Request ::
Output the material beneath this task exactly, images excluded.

------------------------------------------------------------

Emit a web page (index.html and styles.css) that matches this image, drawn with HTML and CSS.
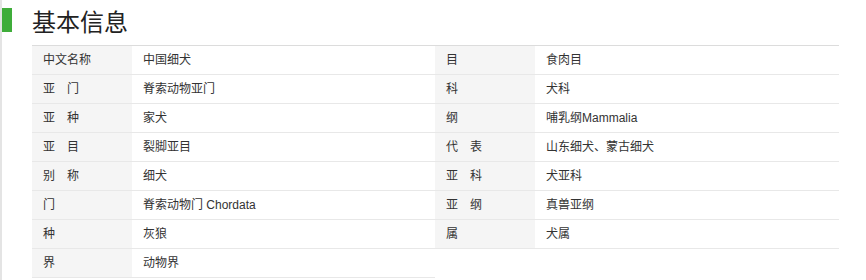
FILE: index.html
```html
<!DOCTYPE html>
<html lang="zh">
<head>
<meta charset="utf-8">
<title>基本信息</title>
<link rel="stylesheet" href="styles.css">
</head>
<body>
<div class="page">
  <div class="heading">
    <span class="bar"></span>
    <h2 class="title">基本信息</h2>
  </div>
  <div class="info">
    <div class="cell label">中文名称</div><div class="cell value">中国细犬</div><div class="cell label">目</div><div class="cell value">食肉目</div>
    <div class="cell label">亚　门</div><div class="cell value">脊索动物亚门</div><div class="cell label">科</div><div class="cell value">犬科</div>
    <div class="cell label">亚　种</div><div class="cell value">家犬</div><div class="cell label">纲</div><div class="cell value">哺乳纲Mammalia</div>
    <div class="cell label">亚　目</div><div class="cell value">裂脚亚目</div><div class="cell label">代　表</div><div class="cell value">山东细犬、蒙古细犬</div>
    <div class="cell label">别　称</div><div class="cell value">细犬</div><div class="cell label">亚　科</div><div class="cell value">犬亚科</div>
    <div class="cell label">门</div><div class="cell value">脊索动物门 Chordata</div><div class="cell label">亚　纲</div><div class="cell value">真兽亚纲</div>
    <div class="cell label">种</div><div class="cell value">灰狼</div><div class="cell label">属</div><div class="cell value">犬属</div>
    <div class="cell label">界</div><div class="cell value">动物界</div><div class="cell empty"></div><div class="cell empty"></div>
  </div>
</div>
</body>
</html>
```

FILE: styles.css
```css
html, body {
  margin: 0;
  padding: 0;
  background: #ffffff;
}
body {
  font-family: "Liberation Sans", Arial, "Noto Sans CJK SC", sans-serif;
  color: #333333;
}
.page {
  border-left: 2px solid #e4e4e4;
  height: 280px;
  box-sizing: border-box;
}
.heading {
  display: flex;
  align-items: flex-start;
  height: 45px;
}
.bar {
  width: 10px;
  height: 24px;
  margin-top: 8px;
  background: #3fad3a;
}
.title {
  margin: 0 0 0 20px;
  font-family: "Noto Sans CJK SC", sans-serif;
  font-weight: normal;
  font-size: 24px;
  line-height: 41px;
  color: #222222;
}
.info {
  margin-left: 30px;
  width: 807px;
  display: grid;
  grid-template-columns: 100px 303px 100px 304px;
  border-top: 1px solid #dcdcdc;
}
.cell {
  height: 28px;
  line-height: 28px;
  border-bottom: 1px solid #e8e8e8;
  padding-left: 11px;
  font-size: 12px;
  font-family: "Liberation Sans", Arial, "Noto Sans CJK SC", sans-serif;
  color: #333333;
  white-space: nowrap;
}
.label {
  background: #f5f5f5;
  color: #333333;
}
.value {
  background: #ffffff;
}
.empty {
  border-bottom: none;
  background: #ffffff;
}
```
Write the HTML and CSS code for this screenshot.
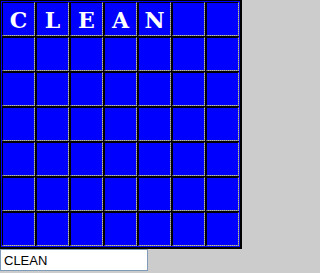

------------------------------------------------------------

Reply to the task ::
Emit a web page (index.html and styles.css) that matches this image, drawn with HTML and CSS.
FILE: index.html
```html
<!DOCTYPE html>
<html lang="zh">
<head>
<meta charset="utf-8">
<title>基本信息</title>
<link rel="stylesheet" href="styles.css">
</head>
<body>
<div class="page">
  <div class="heading">
    <span class="bar"></span>
    <h2 class="title">基本信息</h2>
  </div>
  <div class="info">
    <div class="cell label">中文名称</div><div class="cell value">中国细犬</div><div class="cell label">目</div><div class="cell value">食肉目</div>
    <div class="cell label">亚　门</div><div class="cell value">脊索动物亚门</div><div class="cell label">科</div><div class="cell value">犬科</div>
    <div class="cell label">亚　种</div><div class="cell value">家犬</div><div class="cell label">纲</div><div class="cell value">哺乳纲Mammalia</div>
    <div class="cell label">亚　目</div><div class="cell value">裂脚亚目</div><div class="cell label">代　表</div><div class="cell value">山东细犬、蒙古细犬</div>
    <div class="cell label">别　称</div><div class="cell value">细犬</div><div class="cell label">亚　科</div><div class="cell value">犬亚科</div>
    <div class="cell label">门</div><div class="cell value">脊索动物门 Chordata</div><div class="cell label">亚　纲</div><div class="cell value">真兽亚纲</div>
    <div class="cell label">种</div><div class="cell value">灰狼</div><div class="cell label">属</div><div class="cell value">犬属</div>
    <div class="cell label">界</div><div class="cell value">动物界</div><div class="cell empty"></div><div class="cell empty"></div>
  </div>
</div>
</body>
</html>
```

FILE: styles.css
```css
html, body {
  margin: 0;
  padding: 0;
  background: #ffffff;
}
body {
  font-family: "Liberation Sans", Arial, "Noto Sans CJK SC", sans-serif;
  color: #333333;
}
.page {
  border-left: 2px solid #e4e4e4;
  height: 280px;
  box-sizing: border-box;
}
.heading {
  display: flex;
  align-items: flex-start;
  height: 45px;
}
.bar {
  width: 10px;
  height: 24px;
  margin-top: 8px;
  background: #3fad3a;
}
.title {
  margin: 0 0 0 20px;
  font-family: "Noto Sans CJK SC", sans-serif;
  font-weight: normal;
  font-size: 24px;
  line-height: 41px;
  color: #222222;
}
.info {
  margin-left: 30px;
  width: 807px;
  display: grid;
  grid-template-columns: 100px 303px 100px 304px;
  border-top: 1px solid #dcdcdc;
}
.cell {
  height: 28px;
  line-height: 28px;
  border-bottom: 1px solid #e8e8e8;
  padding-left: 11px;
  font-size: 12px;
  font-family: "Liberation Sans", Arial, "Noto Sans CJK SC", sans-serif;
  color: #333333;
  white-space: nowrap;
}
.label {
  background: #f5f5f5;
  color: #333333;
}
.value {
  background: #ffffff;
}
.empty {
  border-bottom: none;
  background: #ffffff;
}
```
Write the HTML and CSS code for this screenshot.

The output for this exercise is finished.